Are the RIGHTS OF MAN compatible with the BELLIPOTENT nature of the INDOMITABLE instinct for war in human kind?

Isn't this kind of question as appropriate for our time as it is for all time?

Although the nature of war has changed in our era with the development of superweapons (those which are capable of destroying BOTH parties to conflict, as opposed to the conventional weapons which can only eliminate the enemy), if we are to have a human nature, we must still consider our relationship to the question of human rights.

Does a person have the right to exist without war?

Does the human race?

BILLY BUDD is clearly one of the most important works of American literature. Reading it will change you.

posted on Jan 21, 2004 by (originally unsigned)

Here's my input on Billy Budd (sources noted)

Moral Dilemmas in Billy Budd Billy Budd, Sailor, the novel by Herman Melville, “is a story of innocence and evil, of crime and punishment, of rationality and insanity, of motives tainted and pure” (Goldstein 1). Throughout Billy Budd, Melville portrays Billy Budd as an honest individual who makes good decisions and possesses a strong character. However, these actions do not result from either a good moral foundation or his strong character. The actions of the characters throughout Herman Melville’s Billy Budd come from both deliberate decisions of choosing good or evil as well as those from naïveté and innocence.

Billy does not represent “goodness” but rather he represents “innocence.” He has the look of a hero, but not the personality. He lacks the strong moral character consistent with a hero, and “his defining characteristic is his naïveté” (Zink 2). Often in Billy Budd, Billy “is compared to Adam and Jesus” (Tindall 3). Melville depicts Billy as innocent, like the Biblical figures, and he seems destined to fall, as they did, and end “crucified.” After his death, Billy “is regarded as a saint and martyr, much like Christ” (Tindall 3).

Billy “is passive good, a comprehensive symbol of the sort of goodness” (Zink 4). However, the critic agrees that it “is in large part only the ignorance of evil” (Zink 5). The novel “is a moral and spiritual struggle. Billy and Claggart represent almost pure good and evil, and are simply too extreme to satisfy the demands of realism” (Tindall 4).

Billy’s actions against Claggart appear to be instinctive. Should characters be held accountable for these actions? Physical action “is not right or wrong in itself. The right or wrong is in the motive for choosing to move our muscles and bodies in a given situation” (Jepson 34). Billy’s actions do not come from a built up aggression. They did not spawn from an inner hate for Claggart. They simply reflect Billy’s split second reaction to Claggart’s accusation.
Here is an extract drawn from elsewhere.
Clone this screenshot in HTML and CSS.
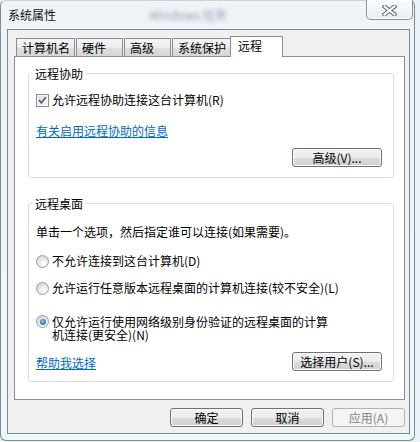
FILE: index.html
```html
<!DOCTYPE html>
<html lang="zh-CN">
<head>
<meta charset="utf-8">
<title>系统属性</title>
<link rel="stylesheet" href="styles.css">
</head>
<body>
<div class="window">
  <div class="titlebar">
    <span class="title">系统属性</span>
    <span class="ghost">Windows 任务</span>
    <span class="spacer"></span>
    <div class="close">
      <svg width="15" height="11" viewBox="0 0 15 11">
        <path d="M2.5 1.5 L12.5 9.5 M12.5 1.5 L2.5 9.5" stroke="#6b7379" stroke-width="4.2" stroke-linecap="square" fill="none"/>
        <path d="M2.5 1.5 L12.5 9.5 M12.5 1.5 L2.5 9.5" stroke="#ffffff" stroke-width="2" stroke-linecap="square" fill="none"/>
      </svg>
    </div>
  </div>
  <div class="client">
    <div class="tabs">
      <div class="tab">计算机名</div>
      <div class="tab">硬件</div>
      <div class="tab">高级</div>
      <div class="tab">系统保护</div>
      <div class="tab active">远程</div>
    </div>
    <div class="panel">
      <fieldset class="group g1">
        <legend>远程协助</legend>
        <label class="opt">
          <span class="chk">
            <svg width="11" height="11" viewBox="0 0 11 11"><path d="M2 5.2 L4.4 7.8 L8.8 2.2" stroke="#4a5a86" stroke-width="1.7" fill="none"/></svg>
          </span>
          <span>允许远程协助连接这台计算机(R)</span>
        </label>
        <a class="link l1">有关启用远程协助的信息</a>
        <div class="btnrow end">
          <div class="btn wide">高级(V)...</div>
        </div>
      </fieldset>
      <fieldset class="group g2">
        <legend>远程桌面</legend>
        <p class="desc">单击一个选项，然后指定谁可以连接(如果需要)。</p>
        <label class="opt r1"><span class="radio"></span><span>不允许连接到这台计算机(D)</span></label>
        <label class="opt r2"><span class="radio"></span><span>允许运行任意版本远程桌面的计算机连接(较不安全)(L)</span></label>
        <label class="opt r3"><span class="radio on"></span><span class="multi">仅允许运行使用网络级别身份验证的远程桌面的计算机连接(更安全)(N)</span></label>
        <div class="btnrow between">
          <a class="link l2">帮助我选择</a>
          <div class="btn wide">选择用户(S)...</div>
        </div>
      </fieldset>
    </div>
    <div class="actions">
      <div class="btn act">确定</div>
      <div class="btn act">取消</div>
      <div class="btn act disabled">应用(A)</div>
    </div>
  </div>
</div>
</body>
</html>
```
FILE: styles.css
```css
html, body {
  margin: 0;
  padding: 0;
}
body {
  width: 420px;
  height: 442px;
  background: #e9f2f7;
  font-family: "Noto Sans CJK SC", "Noto Sans", sans-serif;
  font-size: 12px;
  color: #000;
  overflow: hidden;
}
.window {
  box-sizing: border-box;
  width: 415px;
  height: 441px;
  border: 1px solid #7d8b92;
  border-top-color: #c9d3d9;
  border-radius: 6px;
  padding: 0 4px 6px 6px;
  background: linear-gradient(#f1f4f7 0, #edf3f7 30px, #edf8fb 100%);
  display: flex;
  flex-direction: column;
}
.titlebar {
  height: 28px;
  display: flex;
  align-items: flex-start;
}
.title {
  padding: 7px 0 0 1px;
  line-height: 14px;
  font-size: 12px;
  color: #111;
}
.ghost {
  margin-left: 93px;
  padding-top: 7px;
  line-height: 14px;
  font-size: 12px;
  color: transparent;
  text-shadow: 0 0 4px rgba(70, 90, 130, 0.55);
}
.spacer { flex: 1; }
.close {
  box-sizing: border-box;
  width: 47px;
  height: 20px;
  margin: -1px -3px 0 0;
  border: 1px solid #858e95;
  border-top: none;
  border-radius: 0 0 5px 5px;
  background: linear-gradient(#fbfcfd, #e9edf0);
  box-shadow: inset 0 0 0 1px rgba(255,255,255,0.8);
  display: flex;
  align-items: center;
  justify-content: center;
  padding-top: 1px;
}
.close svg { display: block; }
.client {
  box-sizing: border-box;
  height: 405px;
  border: 1px solid #7a878e;
  background: #f0f0f0;
  padding: 6px 4px 0 6px;
  display: flex;
  flex-direction: column;
}
.tabs {
  height: 20px;
  display: flex;
  align-items: flex-end;
  gap: 1px;
  padding-left: 2px;
}
.tab {
  position: relative;
  box-sizing: border-box;
  height: 18px;
  min-width: 47px;
  padding: 0 4px 0 5px;
  border: 1px solid #898c95;
  border-bottom: none;
  line-height: 17px;
  background: linear-gradient(#f5f5f5 0%, #ececec 50%, #e0e0e0 51%, #d6d6d6 100%);
  white-space: nowrap;
}
.tab.active {
  height: 21px;
  min-width: 53px;
  margin: 0 -2px -1px -2px;
  padding: 0 4px 0 7px;
  line-height: 18px;
  background: #fff;
  z-index: 1;
}
.panel {
  box-sizing: border-box;
  height: 344px;
  border: 1px solid #898c95;
  background: #fff;
  padding: 10px 10px 0 13px;
}
.group {
  margin: 0;
  min-width: 0;
  border: 1px solid #d5dfe5;
  border-radius: 3px;
  padding: 12px 11px 10px 7px;
}
.group legend {
  padding: 0 3px;
  margin-left: -4px;
  line-height: 13px;
  font-size: 12px;
}
.g2 { margin-top: 19px; padding-top: 14px; }
.opt {
  display: flex;
  align-items: center;
  gap: 3px;
  line-height: 16px;
  white-space: nowrap;
}
.chk {
  box-sizing: border-box;
  width: 13px;
  height: 13px;
  border: 1px solid #8e8f8f;
  background: linear-gradient(135deg, #d6d6d6 0%, #eeeeee 55%, #fbfbfb 100%);
  box-shadow: inset 0 0 0 1px #f6f6f6;
  display: flex;
  align-items: center;
  justify-content: center;
  flex: none;
}
.chk svg { display: block; }
.radio {
  box-sizing: border-box;
  width: 13px;
  height: 13px;
  border-radius: 50%;
  border: 1px solid #9c9c9c;
  background: radial-gradient(circle at 62% 68%, #ffffff 0%, #ececec 40%, #cacaca 100%);
  display: flex;
  align-items: center;
  justify-content: center;
  flex: none;
}
.radio.on::after {
  content: "";
  width: 6px;
  height: 6px;
  border-radius: 50%;
  background: radial-gradient(circle at 45% 40%, #a9d0f5 0%, #3f86cf 45%, #154f91 100%);
}
.link {
  display: block;
  width: fit-content;
  color: #0066cc;
  text-decoration: underline;
  line-height: 16px;
  cursor: pointer;
}
.l1 { margin-top: 15px; }
.btnrow {
  display: flex;
  align-items: center;
  margin-top: 9px;
}
.btnrow.end { justify-content: flex-end; }
.btnrow.between { justify-content: space-between; margin-top: 11px; }
.l2 { padding-top: 2px; }
.btn {
  box-sizing: border-box;
  height: 19px;
  border: 1px solid #707070;
  border-radius: 3px;
  background: linear-gradient(#f2f2f2 0%, #ebebeb 50%, #dddddd 51%, #cfcfcf 100%);
  box-shadow: inset 0 0 0 1px #fbfbfb;
  display: flex;
  align-items: center;
  justify-content: center;
  line-height: 17px;
  white-space: nowrap;
}
.wide { width: 90px; }
.desc {
  margin: 0;
  line-height: 16px;
}
.r1 { margin-top: 13px; }
.r2 { margin-top: 11px; }
.r3 {
  margin-top: 19px;
  align-items: flex-start;
  white-space: normal;
}
.multi {
  max-width: 282px;
  line-height: 13px;
}
.actions {
  display: flex;
  justify-content: flex-end;
  gap: 8px;
  margin-top: 8px;
}
.act { width: 73px; }
.btn.disabled {
  border-color: #adb2b5;
  background: #f4f4f4;
  box-shadow: none;
  color: #838383;
}
```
Billy dramatizes the awful power of blind impersonality to “forma.” Forma, defined by Zink, “is the potential for evil.” Claggart personifies evil and Billy remains oblivious to Claggart’s conniving and hate. Throughout the trial and leading up to the execution, Billy also remains oblivious to the injustice he is suffering from. His naïveté keeps him from him seeing the evil in others.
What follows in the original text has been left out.